Llegados al XIX, en la ciudad se opera una mayor reacción con la creación de la Real Compañía del Guadalquivir (1814). El mayor golpe de efecto de dicha institución fue botar en Los Remedios el primer buque a vapor español: el Real Fernando. Pero en poco más se quedaron los logros de la Compañía, porque entre procesos judiciales estruendosamente desapareció.
Por fin, en 1852 el Gobierno de la reina Isabel II decidió a echar sobre sus espaldas toda la responsabilidad que durante siglos había evitado. En 1857 el ingeniero Canuto Corroza cuajó el primer proyecto serio de mejora de la navegación por el Guadalquivir. Llama la atención que, según los periódicos de la época, ante la aparición de este navarro y sus planes Sevilla registró una de esas apasionadas e ilusionadas reacciones populares de la que tan pródiga en su historia (como ocurrió con el canal Sevilla-Bonanza, la recuperación del buque escuela Galatea, etc). A esta época, en la cual se puso en funcionamiento el puente de Triana, el faro de Chipiona y el muelle del Arenal, entre otros, le puso epílogo la Revolución de 1868. Tras esta, en 1870 la Cámara de Comercio otra vez volvió a la carga pidiéndole al Ministerio de Fomento la creación de una Junta para conservar las obras recién inauguradas.
A partir de Manuel Pastor y Landero (1863-1868), tres directores se sucedieron al frente de dicha institución (Jaime Font Escolá, Luis Gracián y Reboul y Juan Ezcurdia Arbelaiz) hasta dar paso a Luis Moliní Ulibarri (1895-1915). Fue este ingeniero quien en 1902 elaboró un ambicioso plan de mejora de la ría y su puerto, que entre 1909-1926 excavó la corta de Tablada, construyó los muelles de hormigón armado sobre la misma y tendió el puente levadizo de Alfonso XIII.
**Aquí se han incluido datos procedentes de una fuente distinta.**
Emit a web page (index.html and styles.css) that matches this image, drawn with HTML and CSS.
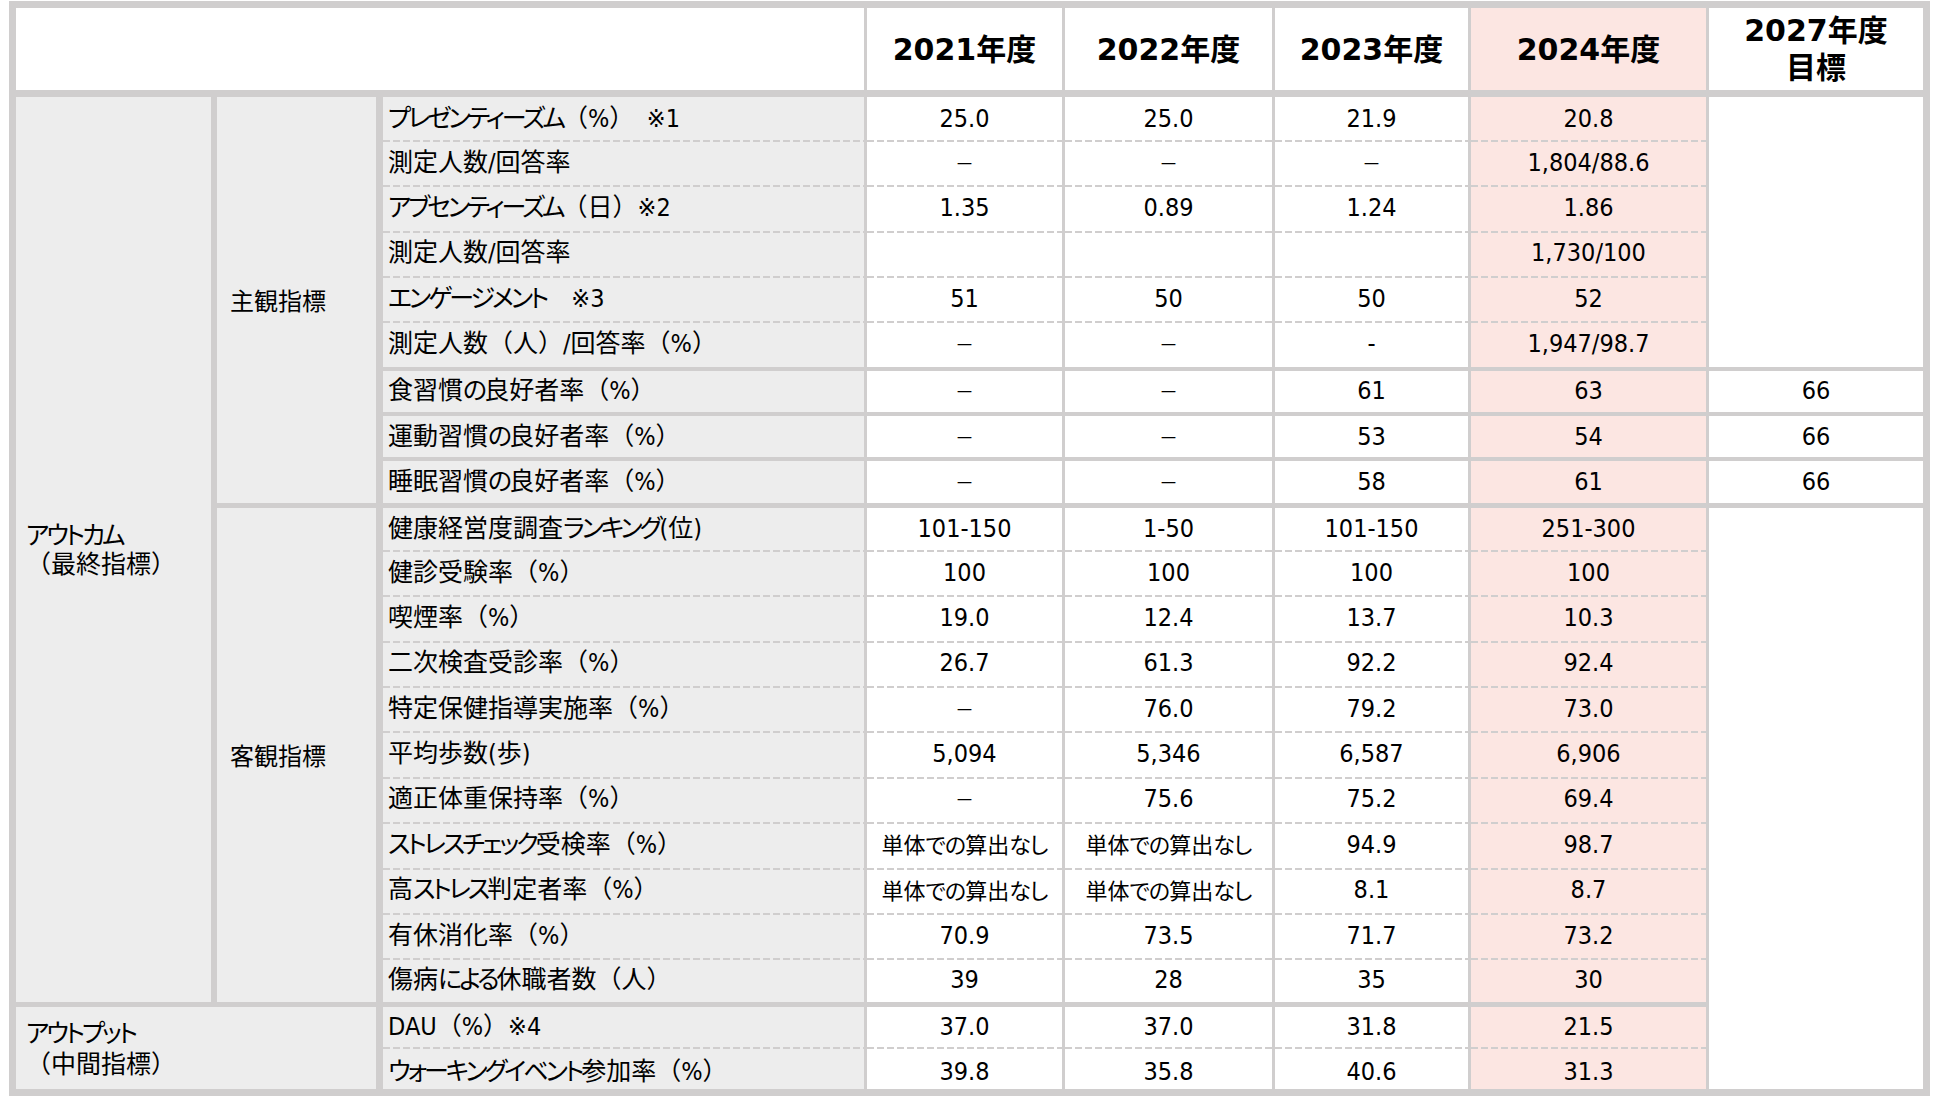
FILE: index.html
```html
<!DOCTYPE html>
<html lang="ja">
<head>
<meta charset="utf-8">
<title>健康経営指標</title>
<link rel="stylesheet" href="styles.css">
</head>
<body>
<div class="sheet">
  <div class="cols head">
    <div class="cell hd-blank"></div>
    <div class="cell hd">2021年度</div>
    <div class="cell hd">2022年度</div>
    <div class="cell hd">2023年度</div>
    <div class="cell hd pink">2024年度</div>
    <div class="cell hd two"><div>2027年度<br>目標</div></div>
  </div>
  <div class="cols body">
    <!-- row 1 -->
    <div class="cell g1"><div><span class="k">アウトカム</span><br>（最終指標）</div></div>
    <div class="cell g2 a">主観指標</div>
    <div class="cell lbl"><span class="k">プレゼンティーズム</span>（%）　※1</div>
    <div class="cell v">25.0</div>
    <div class="cell v">25.0</div>
    <div class="cell v">21.9</div>
    <div class="cell v pink">20.8</div>
    <div class="cell tg top"></div>
    <!-- row 2 -->
    <div class="cell lbl d">測定人数/回答率</div>
    <div class="cell v d"><span class="dash">－</span></div>
    <div class="cell v d"><span class="dash">－</span></div>
    <div class="cell v d"><span class="dash">－</span></div>
    <div class="cell v pink d">1,804/88.6</div>
    <!-- row 3 -->
    <div class="cell lbl d"><span class="k">アブセンティーズム</span>（日）※2</div>
    <div class="cell v d">1.35</div>
    <div class="cell v d">0.89</div>
    <div class="cell v d">1.24</div>
    <div class="cell v pink d">1.86</div>
    <!-- row 4 -->
    <div class="cell lbl d">測定人数/回答率</div>
    <div class="cell v d"></div>
    <div class="cell v d"></div>
    <div class="cell v d"></div>
    <div class="cell v pink d">1,730/100</div>
    <!-- row 5 -->
    <div class="cell lbl d"><span class="k">エンゲージメント</span>　※3</div>
    <div class="cell v d">51</div>
    <div class="cell v d">50</div>
    <div class="cell v d">50</div>
    <div class="cell v pink d">52</div>
    <!-- row 6 -->
    <div class="cell lbl d">測定人数（人）/回答率（%）</div>
    <div class="cell v d"><span class="dash">－</span></div>
    <div class="cell v d"><span class="dash">－</span></div>
    <div class="cell v d">-</div>
    <div class="cell v pink d">1,947/98.7</div>
    <!-- row 7 -->
    <div class="cell lbl s4">食習慣<span class="k">の</span>良好者率（%）</div>
    <div class="cell v s4"><span class="dash">－</span></div>
    <div class="cell v s4"><span class="dash">－</span></div>
    <div class="cell v s4">61</div>
    <div class="cell v pink s4">63</div>
    <div class="cell v tgv s4">66</div>
    <!-- row 8 -->
    <div class="cell lbl s4">運動習慣<span class="k">の</span>良好者率（%）</div>
    <div class="cell v s4"><span class="dash">－</span></div>
    <div class="cell v s4"><span class="dash">－</span></div>
    <div class="cell v s4">53</div>
    <div class="cell v pink s4">54</div>
    <div class="cell v tgv s4">66</div>
    <!-- row 9 -->
    <div class="cell lbl s4">睡眠習慣<span class="k">の</span>良好者率（%）</div>
    <div class="cell v s4"><span class="dash">－</span></div>
    <div class="cell v s4"><span class="dash">－</span></div>
    <div class="cell v s4">58</div>
    <div class="cell v pink s4">61</div>
    <div class="cell v tgv s4">66</div>
    <!-- row 10 -->
    <div class="cell g2 b">客観指標</div>
    <div class="cell lbl s5">健康経営度調査<span class="k">ランキング</span>(位)</div>
    <div class="cell v s5">101-150</div>
    <div class="cell v s5">1-50</div>
    <div class="cell v s5">101-150</div>
    <div class="cell v pink s5">251-300</div>
    <div class="cell tg bottom s5"></div>
    <!-- row 11 -->
    <div class="cell lbl d">健診受験率（%）</div>
    <div class="cell v d">100</div>
    <div class="cell v d">100</div>
    <div class="cell v d">100</div>
    <div class="cell v pink d">100</div>
    <!-- row 12 -->
    <div class="cell lbl d">喫煙率（%）</div>
    <div class="cell v d">19.0</div>
    <div class="cell v d">12.4</div>
    <div class="cell v d">13.7</div>
    <div class="cell v pink d">10.3</div>
    <!-- row 13 -->
    <div class="cell lbl d">二次検査受診率（%）</div>
    <div class="cell v d">26.7</div>
    <div class="cell v d">61.3</div>
    <div class="cell v d">92.2</div>
    <div class="cell v pink d">92.4</div>
    <!-- row 14 -->
    <div class="cell lbl d">特定保健指導実施率（%）</div>
    <div class="cell v d"><span class="dash">－</span></div>
    <div class="cell v d">76.0</div>
    <div class="cell v d">79.2</div>
    <div class="cell v pink d">73.0</div>
    <!-- row 15 -->
    <div class="cell lbl d">平均歩数(歩)</div>
    <div class="cell v d">5,094</div>
    <div class="cell v d">5,346</div>
    <div class="cell v d">6,587</div>
    <div class="cell v pink d">6,906</div>
    <!-- row 16 -->
    <div class="cell lbl d">適正体重保持率（%）</div>
    <div class="cell v d"><span class="dash">－</span></div>
    <div class="cell v d">75.6</div>
    <div class="cell v d">75.2</div>
    <div class="cell v pink d">69.4</div>
    <!-- row 17 -->
    <div class="cell lbl d"><span class="k">ストレスチェック</span>受検率（%）</div>
    <div class="cell v jp d">単体<span class="k">での</span>算出<span class="k">なし</span></div>
    <div class="cell v jp d">単体<span class="k">での</span>算出<span class="k">なし</span></div>
    <div class="cell v d">94.9</div>
    <div class="cell v pink d">98.7</div>
    <!-- row 18 -->
    <div class="cell lbl d">高<span class="k">ストレス</span>判定者率（%）</div>
    <div class="cell v jp d">単体<span class="k">での</span>算出<span class="k">なし</span></div>
    <div class="cell v jp d">単体<span class="k">での</span>算出<span class="k">なし</span></div>
    <div class="cell v d">8.1</div>
    <div class="cell v pink d">8.7</div>
    <!-- row 19 -->
    <div class="cell lbl d">有休消化率（%）</div>
    <div class="cell v d">70.9</div>
    <div class="cell v d">73.5</div>
    <div class="cell v d">71.7</div>
    <div class="cell v pink d">73.2</div>
    <!-- row 20 -->
    <div class="cell lbl d">傷病<span class="k">による</span>休職者数（人）</div>
    <div class="cell v d">39</div>
    <div class="cell v d">28</div>
    <div class="cell v d">35</div>
    <div class="cell v pink d">30</div>
    <!-- row 21 -->
    <div class="cell g12"><div><span class="k">アウトプット</span><br>（中間指標）</div></div>
    <div class="cell lbl s5">DAU（%）※4</div>
    <div class="cell v s5">37.0</div>
    <div class="cell v s5">37.0</div>
    <div class="cell v s5">31.8</div>
    <div class="cell v pink s5">21.5</div>
    <!-- row 22 -->
    <div class="cell lbl d last"><span class="k">ウォーキングイベント</span>参加率（%）</div>
    <div class="cell v d last">39.8</div>
    <div class="cell v d last">35.8</div>
    <div class="cell v d last">40.6</div>
    <div class="cell v pink d last">31.3</div>
  </div>
</div>
</body>
</html>
```

FILE: styles.css
```css
html, body {
  background: #ffffff;
}

body {
  margin: 1px 0 0 9px;
}

.sheet {
  width: 1921px;
  box-sizing: border-box;
  padding: 7px;
  background: #d0cece;
  display: flex;
  flex-direction: column;
  gap: 7px;
  color: #000000;
  font-family: "Noto Sans CJK JP", sans-serif;
}

.cols {
  display: grid;
  grid-template-columns: 198px 163px 481px 195px 207px 193px 235px 214px;
  column-gap: 3px;
}

.head {
  grid-template-rows: 82px;
}

.body {
  grid-template-rows: 43px repeat(8, 45.35px) 47.35px repeat(9, 45.35px) 43.35px 45px 42.35px;
}

.cell {
  display: flex;
  align-items: center;
  background-color: #ffffff;
  min-width: 0;
  box-sizing: border-box;
  white-space: nowrap;
}

.k {
  font-feature-settings: "palt" 1;
  letter-spacing: -3px;
}

/* header */
.hd-blank {
  grid-column: 1 / 4;
}

.hd {
  justify-content: center;
  text-align: center;
  font-family: "DejaVu Sans", "Noto Sans CJK JP", sans-serif;
  font-weight: 700;
  font-size: 30px;
  line-height: 37px;
}

.pink {
  background-color: #fce6e2;
}

/* group columns */
.g1,
.g12 {
  background-color: #ededed;
  padding-left: 10px;
  font-family: "DejaVu Sans Condensed", "DejaVu Sans", "Noto Sans CJK JP", sans-serif;
  font-stretch: condensed;
  font-size: 25px;
}

.g1 {
  grid-column: 1;
  grid-row: span 20;
  margin-right: 3px;
  line-height: 29.5px;
  padding-top: 2px;
}

.g12 {
  grid-column: 1 / 3;
  grid-row: span 2;
  margin-right: 4px;
  margin-top: 5px;
  line-height: 31px;
  padding-top: 2px;
}

.g2 {
  grid-column: 2;
  margin-right: 4px;
  background-color: #ededed;
  padding-left: 13px;
  font-size: 24px;
}

.g2.a {
  grid-row: span 9;
}

.g2.b {
  grid-row: span 11;
  margin-top: 5px;
}

/* labels */
.lbl {
  grid-column: 3;
  background-color: #ededed;
  padding-left: 5px;
  font-family: "DejaVu Sans Condensed", "DejaVu Sans", "Noto Sans CJK JP", sans-serif;
  font-stretch: condensed;
  font-size: 25px;
  line-height: 30px;
}

/* values */
.v {
  justify-content: center;
  font-family: "DejaVu Sans Condensed", "DejaVu Sans", "Noto Sans CJK JP", sans-serif;
  font-stretch: condensed;
  font-size: 25px;
  line-height: 30px;
}

.v.jp {
  font-family: "Noto Sans CJK JP", sans-serif;
  font-stretch: normal;
  font-size: 22px;
  padding-bottom: 3px;
}

.v.jp .k {
  letter-spacing: -1px;
}

.dash {
  font-family: "Noto Sans CJK JP", sans-serif;
  font-size: 19px;
}

.last {
  padding-top: 8px;
}

/* target column */
.tg {
  grid-column: 8;
}

.tg.top {
  grid-row: span 6;
}

.tg.bottom {
  grid-row: span 13;
}

.tgv {
  grid-column: 8;
}

/* row separators */
.d {
  background-image: linear-gradient(to right, #d0cece 7px, transparent 7px);
  background-size: 10px 2px;
  background-repeat: repeat-x;
  background-position: 0 0;
}

.s4 {
  margin-top: 4px;
}

.s5 {
  margin-top: 5px;
}
```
Le tomó el relevo su compañero Manuel Delgado Brackenbury, que desde 1908 había colaborado con él. Si el Plan Moliní dotó al Puerto de una modernas instalaciones y amplia zona de servicio y de almacenaje, el Plan Brackenbury buscó tanto desviar la corriente del Guadalquivir de la ciudad para protegerla de las inundaciones, como seguir ampliando los muelles en función de la demanda. Así pues, en 1927 se puso en marcha dicho conjunto de obras, amparado por la dictadura del general Miguel Primo de Rivera y la cercanía de la Exposición Iberoamericana (1929). A la construcción del muelle de Las Delicias (1933), el puente levadizo de San Juan de Aznalfarache (1933) y el tapón de Chapina (1949), se unió la llave maestra del plan: la esclusa. Sin embargo, y al igual que le aconteció al anterior plan, las obras se demoraron hasta 1950.
Desde entonces y hasta la creación de la Autoridad Portuaria (1993), la antigua Junta de Obras ha visto la instalación de los antiguos Astilleros de Sevilla (1954), la realización de una parte del canal Sevilla-Bonanza (1964), el traslado de la actividad desde el puerto viejo (1968), la inauguración de la dársena del Batán (1975) y el nacimiento de nuevos puentes al albor de la Expo del 92.
Éstos son los antecedentes históricos del Puerto de Sevilla en su 150 aniversario como institución, que tan escasamente podemos celebrar.
Como prueba de la buena voluntad que une a la institución portuaria con la ciudad, ahí quedan las cesiones de terrenos en beneficio de los sevillanos para la Feria, los clubs náuticos o el embellecimiento de los antiguos muelles del Arenal y Turismo-Nueva York.
Vaya pues en estas escondidas líneas nuestro recuerdo a todos aquellos que trabajaron por el puerto hispalense y desaparecieron, y el reconocimiento por los que aún viven, que mantienen una esperanza optimista de cara al porvenir por una razón ya muy repetida: el futuro de Sevilla fue, es y será su río y puerto.